All of the manipulations used in studies 2 to 5 plausibly produce multiple effects, and any specific finding in a given study may be open to alternative explanations and should be interpreted with caution. However, across all studies, it is difficult to think of a broad alternative explanation that could parsimoniously explain why analytically overriding intuitive answers, visual exposure to a thinking pose, implicit priming of analytic thinking concepts, and perceptual disfluency all converge on promoting religious disbelief. By contrast, the hypothesis that analytic processing—which empirically underlies all experimental manipulations—promotes religious disbelief explains all of these findings in a single framework that is well supported by existing theory regarding the cognitive foundations of religious belief and disbelief.

And here are the qualifications the authors provide at the end of the article:

In closing, we urge caution in interpreting three key implications of the present results. First, although these findings were robust to variation in ethnic and religious backgrounds in the current samples, and in study 4, to variation in other demographic characteristics, it is important to examine the generalizability of our findings further across a more diverse range of populations and cultural contexts in future research. Second, although these results indicate that analytic processing promotes religious disbelief, we again emphasize that analytic processing is almost certainly not the sole cause of religious disbelief. Disbelief likely also emerges from selective deficits in the intuitive cognitive processes that enable the mental representation of religious concepts such as supernatural agent beliefs, from secular cultural contexts lacking cues that one should adopt specific religious beliefs, and in societies that effectively guarantee the existential security of their citizens.
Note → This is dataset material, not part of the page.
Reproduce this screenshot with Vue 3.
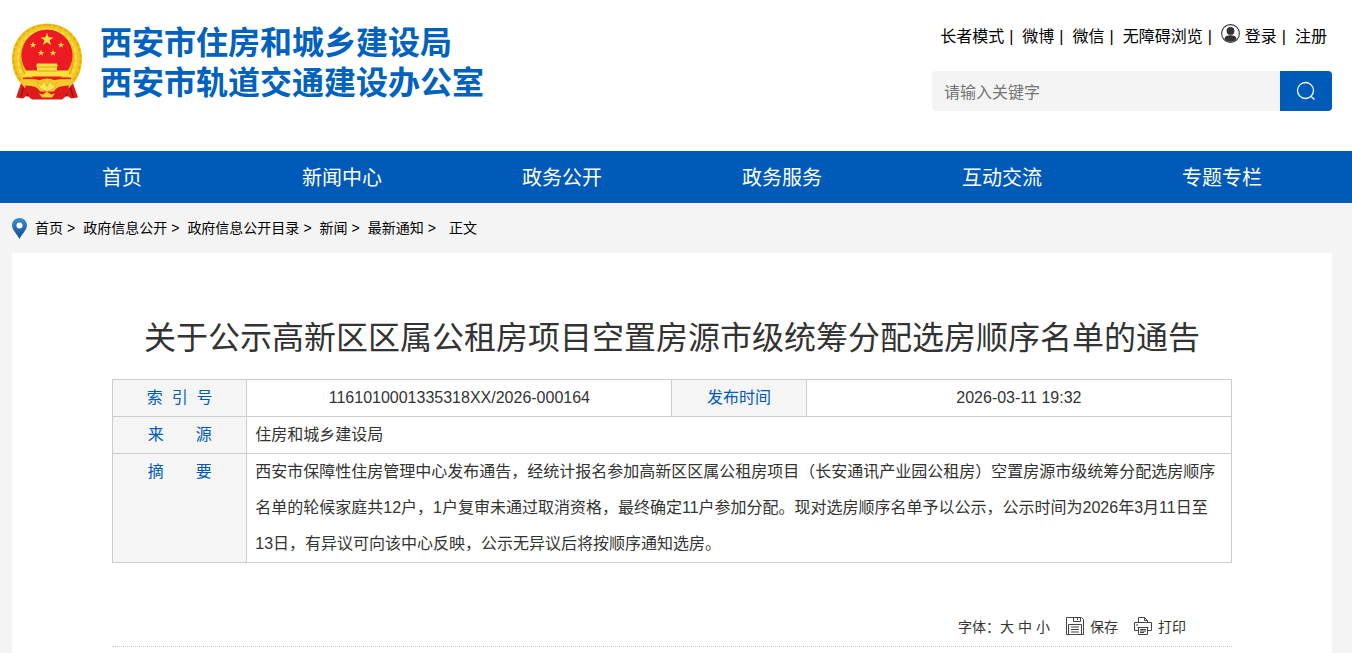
<script setup>
import { ref } from 'vue'

const keyword = ref('')
const links = ['长者模式', '微博', '微信', '无障碍浏览']
const nav = ['首页', '新闻中心', '政务公开', '政务服务', '互动交流', '专题专栏']
const crumbs = ['首页', '政府信息公开', '政府信息公开目录', '新闻', '最新通知']
const star = '0,-10 2.4,-3.2 9.5,-3.1 3.8,1.2 5.9,8.1 0,4 -5.9,8.1 -3.8,1.2 -9.5,-3.1 -2.4,-3.2'
</script>

<template>
  <div class="page">
    <header class="header wrap">
      <a class="brand" href="#">
        <svg class="emblem" viewBox="1 1 70 77" aria-hidden="true">
          <path d="M11 58h50l6 17-7 1-4-3-5 4H21l-5-4-4 3-7-1z" fill="#dc1c1c" />
          <path d="M13 63l-3 11M18 65l-2 9M59 63l3 11M54 65l2 9" stroke="#99120f" stroke-width="1.5" />
          <path d="M36 1C16 1 1 16 1 36c0 12 4 21 11 27l10 4h28l10-4c7-6 11-15 11-27C71 16 56 1 36 1z" fill="#f3c71f" />
          <path d="M36 2.500C17 2.500 2.500 17 2.500 36c0 11 4 19 10 25M36 2.500C55 2.500 69.500 17 69.500 36c0 11-4 19-10 25" fill="none" stroke="#dba818" stroke-width="1.5" stroke-dasharray="4 2" />
          <path d="M36 7C19 7 7 19 7 36c0 10 4 18 10 23M36 7c17 0 29 12 29 29 0 10-4 18-10 23" fill="none" stroke="#fbdf4e" stroke-width="2" stroke-dasharray="5 2" />
          <path d="M36 9.500C21 9.500 10 21 10 36c0 9 3 16 8 20M36 9.500C51 9.500 62 21 62 36c0 9-3 16-8 20" fill="none" stroke="#d99c14" stroke-width="1" />
          <ellipse cx="36" cy="33" rx="25.500" ry="26" fill="#ec1b23" />
          <g fill="#fce03b">
            <polygon :points="star" transform="translate(36 17) scale(.68)" />
            <polygon :points="star" transform="translate(22 22.500) scale(.34)" />
            <polygon :points="star" transform="translate(50 22.500) scale(.34)" />
            <polygon :points="star" transform="translate(30 30.500) scale(.34)" />
            <polygon :points="star" transform="translate(42 30.500) scale(.34)" />
            <path d="M26 41h20l1 3h-1v4h11l2 6H13l2-6h11v-4h-1z" />
          </g>
          <path d="M26 44.500h20M25 48.500h22" stroke="#e0a01c" stroke-width="1" />
          <path d="M12 55h48v2H12z" fill="#ec1b23" />
          <path d="M10 57q12-1 18 1 8-4 16 0 6-2 18-1l-3 8-13 2q-10 8-20 0l-13-2z" fill="#f6cb28" />
          <path d="M14 63q13 0 15 6h14q2-6 15-6l-2 8q-10-2-12 4H28q-2-6-12-4z" fill="#e01b1d" />
          <path d="M26 59l4 4 3-5 3 6 3-6 3 5 4-4-3 7-7 3-7-3z" fill="#ffe253" stroke="#d99713" stroke-width=".6" />
          <path d="M28 71l4 1 4-3 4 3 4-1-3 4H31z" fill="#f8ce2b" />
        </svg>
        <span class="brand-name">西安市住房和城乡建设局<br>西安市轨道交通建设办公室</span>
      </a>
      <div class="tools">
        <div class="links">
          <template v-for="item in links" :key="item">
            <a href="#">{{ item }}</a><span class="bar">|</span>
          </template>
          <svg class="user" viewBox="0 0 18 18" aria-hidden="true">
            <circle cx="9" cy="9" r="8.400" fill="#fff" stroke="#333" stroke-width="1" />
            <circle cx="9" cy="6.600" r="3.700" fill="#333" />
            <path d="M3.300 14.500c0-3 3-3.800 5.700-3.800s5.700.8 5.700 3.800c-3 3.200-8.400 3.200-11.400 0z" fill="#333" />
          </svg>
          <a href="#">登录</a><span class="bar">|</span><a href="#">注册</a>
        </div>
        <form class="search" @submit.prevent>
          <input v-model="keyword" type="text" placeholder="请输入关键字" aria-label="请输入关键字">
          <button type="submit" aria-label="搜索">
            <svg viewBox="0 0 20 20" aria-hidden="true">
              <circle cx="9.500" cy="9.500" r="8" />
              <path d="M14.500 15l4 3.500" />
            </svg>
          </button>
        </form>
      </div>
    </header>

    <nav class="nav">
      <div class="nav-inner wrap">
        <a v-for="item in nav" :key="item" href="#">{{ item }}</a>
      </div>
    </nav>

    <div class="crumbs wrap">
      <svg class="pin" viewBox="0 0 15 21" aria-hidden="true">
        <defs>
          <linearGradient id="pinFill" x1="0" y1="0" x2="0" y2="1">
            <stop offset="0" stop-color="#3f8ed0" />
            <stop offset="1" stop-color="#0a4c95" />
          </linearGradient>
        </defs>
        <path d="M7.500 0C3.300 0 0 3.200 0 7.300 0 12 5 16 7.500 21 10 16 15 12 15 7.300 15 3.200 11.700 0 7.500 0z" fill="url(#pinFill)" />
        <circle cx="7.500" cy="7.500" r="3" fill="#fff" />
      </svg>
      <div class="trail">
        <template v-for="item in crumbs" :key="item">
          <a href="#">{{ item }}</a><span class="arrow">&gt;</span>
        </template>
        <span class="current">正文</span>
      </div>
    </div>

    <main class="main">
      <h1>关于公示高新区区属公租房项目空置房源市级统筹分配选房顺序名单的通告</h1>
      <table>
        <colgroup>
          <col class="c-label"><col class="c-value"><col class="c-label"><col class="c-value">
        </colgroup>
        <tbody>
          <tr>
            <th scope="row">索&nbsp;&nbsp;引&nbsp;&nbsp;号</th>
            <td class="center">1161010001335318XX/2026-000164</td>
            <th scope="row">发布时间</th>
            <td class="center">2026-03-11 19:32</td>
          </tr>
          <tr>
            <th scope="row">来&emsp;&emsp;源</th>
            <td colspan="3">住房和城乡建设局</td>
          </tr>
          <tr>
            <th scope="row">摘&emsp;&emsp;要</th>
            <td colspan="3">西安市保障性住房管理中心发布通告，经统计报名参加高新区区属公租房项目（长安通讯产业园公租房）空置房源市级统筹分配选房顺序名单的轮候家庭共12户，1户复审未通过取消资格，最终确定11户参加分配。现对选房顺序名单予以公示，公示时间为2026年3月11日至13日，有异议可向该中心反映，公示无异议后将按顺序通知选房。</td>
          </tr>
        </tbody>
      </table>
      <div class="actions">
        <div class="sizes">
          <span>字体：</span>
          <button type="button">大</button>
          <button type="button">中</button>
          <button type="button">小</button>
        </div>
        <button type="button">
          <svg viewBox="0 0 18 18" aria-hidden="true">
            <path d="M.5.5h15l2 2v15H.5zM7.500.5v4h7v-4M11.500 1v2M2.500 17.500v-10h13v10M5 10h8M5 12.500h8M5 15h8" />
          </svg>
          保存
        </button>
        <button type="button">
          <svg viewBox="0 0 18 18" aria-hidden="true">
            <path d="M4.500 5.500v-5h6l3 3v2M10.500.5v3h3M4 13.500H.5v-8h17v8H14M2 8h2M3.500 10.500h11M4.500 10.500v7h9v-7M6 12.500h6M6 14h6M6 15.500h4" />
          </svg>
          打印
        </button>
      </div>
    </main>
  </div>
</template>

<style>
body {
  margin: 0;
  background: #f4f4f4;
}
</style>

<style scoped>
.page {
  min-height: 100vh;
  display: flex;
  flex-direction: column;
  font-family: "Liberation Sans", "Noto Sans CJK SC", sans-serif;
  font-size: 16px;
  color: #333;
}
* {
  box-sizing: border-box;
}
a {
  color: inherit;
  text-decoration: none;
}
button {
  border: 0;
  padding: 0;
  background: none;
  font: inherit;
  color: inherit;
  cursor: pointer;
}
.wrap {
  padding: 0 20px 0 12px;
}
.header {
  display: flex;
  justify-content: space-between;
  align-items: flex-start;
  padding-top: 23px;
  padding-bottom: 40px;
  background: #fff;
}
.brand {
  display: flex;
  gap: 18px;
}
.emblem {
  width: 70px;
  height: 78px;
}
.brand-name {
  font-size: 32px;
  font-weight: 700;
  line-height: 40px;
  color: #0061bf;
}
.tools {
  width: 400px;
}
.links {
  display: flex;
  justify-content: flex-end;
  align-items: baseline;
  height: 28px;
  margin-bottom: 20px;
  padding-right: 5px;
  line-height: 28px;
  color: #000;
  white-space: nowrap;
}
.bar {
  margin: 0 9px 0 5px;
}
.user {
  align-self: flex-start;
  width: 19px;
  height: 19px;
  margin: 1px 5px 0 0;
}
.search {
  display: flex;
  height: 40px;
  border-radius: 4px;
  overflow: hidden;
}
.search input {
  flex: 1;
  min-width: 0;
  border: 0;
  outline: 0;
  padding: 4px 12px 0;
  background: #f4f4f4;
  font: inherit;
}
.search input::placeholder {
  color: #757575;
}
.search button {
  width: 52px;
  display: grid;
  place-items: center;
  background: #005ab8;
}
.search svg {
  width: 20px;
  height: 20px;
  fill: none;
  stroke: #fff;
  stroke-width: 1.3;
}
.nav {
  background: #005ab8;
}
.nav-inner {
  display: grid;
  grid-template-columns: repeat(6, 1fr);
}
.nav a {
  padding-top: 2px;
  font-size: 20px;
  line-height: 50px;
  text-align: center;
  color: #fff;
}
.crumbs {
  display: flex;
  align-items: center;
  height: 50px;
  font-size: 14px;
  color: #000;
}
.pin {
  width: 15px;
  height: 21px;
  margin-right: 8px;
}
.trail {
  display: flex;
  align-items: baseline;
  line-height: 20px;
}
.arrow {
  margin: 0 8px 0 4px;
}
.current {
  margin-left: 5px;
}
.main {
  flex: 1;
  margin: 0 20px 0 12px;
  padding: 60px 100px 0;
  background: #fff;
}
h1 {
  margin: 0 0 16px;
  font-size: 32px;
  font-weight: 400;
  line-height: 50px;
  text-align: center;
}
table {
  width: 100%;
  border-collapse: collapse;
  table-layout: fixed;
  line-height: 36px;
}
.c-label {
  width: 12%;
}
.c-value {
  width: 38%;
}
th,
td {
  border: 1px solid #ccc;
  padding: 0 8px;
  vertical-align: top;
}
th {
  font-weight: 400;
  color: #005ab8;
  background: #f5f5f5;
}
.center {
  text-align: center;
}
.actions {
  display: flex;
  justify-content: flex-end;
  align-items: center;
  gap: 16px;
  height: 42px;
  margin-top: 42px;
  padding-right: 46px;
  border-bottom: 1px dotted #ccc;
  font-size: 14px;
}
.sizes {
  display: flex;
  gap: 4px;
}
.sizes span {
  margin-right: -4px;
}
.actions > button {
  display: flex;
  align-items: center;
  gap: 6px;
}
.actions svg {
  width: 18px;
  height: 18px;
  fill: none;
  stroke: #444;
  stroke-width: 1;
}
</style>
The present results suggest one possible cognitive source of religious disbelief, and join a growing literature using experimental techniques to test hypotheses regarding the cognitive, motivational, and cultural origins of religious beliefs. Finally, we caution that the present studies are silent on long-standing debates about the intrinsic value or rationality of religious beliefs, or about the relative merits of analytic and intuitive thinking in promoting optimal decision making. Instead, these results illuminate, through empirical research, one cognitive stage on which such debates are played.

Go read the article in full. Their findings make sense intuitively (ironically), and their methodology is really interesting.

Applying this study specifically to the realm of Christianity, I see one potential ramification and one area where I’d like a similar study to delve further. The ramification: conservative critics of higher education and its tendency to diminish faith now have empirical data to back up their claims; that is, these critics may now point to real data in support of their claim that higher education (at least in a secular setting) will destroy their faith. The authors of the study wisely disclaim any ethical dimension to their findings.

I would also like to see the same study done with undergraduates in Christian studies/Biblical studies/Apologetics programs at confessional Christian colleges. I wonder, since such programs often (at least, in my own experience) emphasize marshaling analytic thinking to defend a set of religious beliefs, if being primed for analytic thinking would increase their apparent religious disbelief (as the results of this study would predict), if the priming would have an insignificant effect on disbelief, or if it instead would increase their level of religious belief.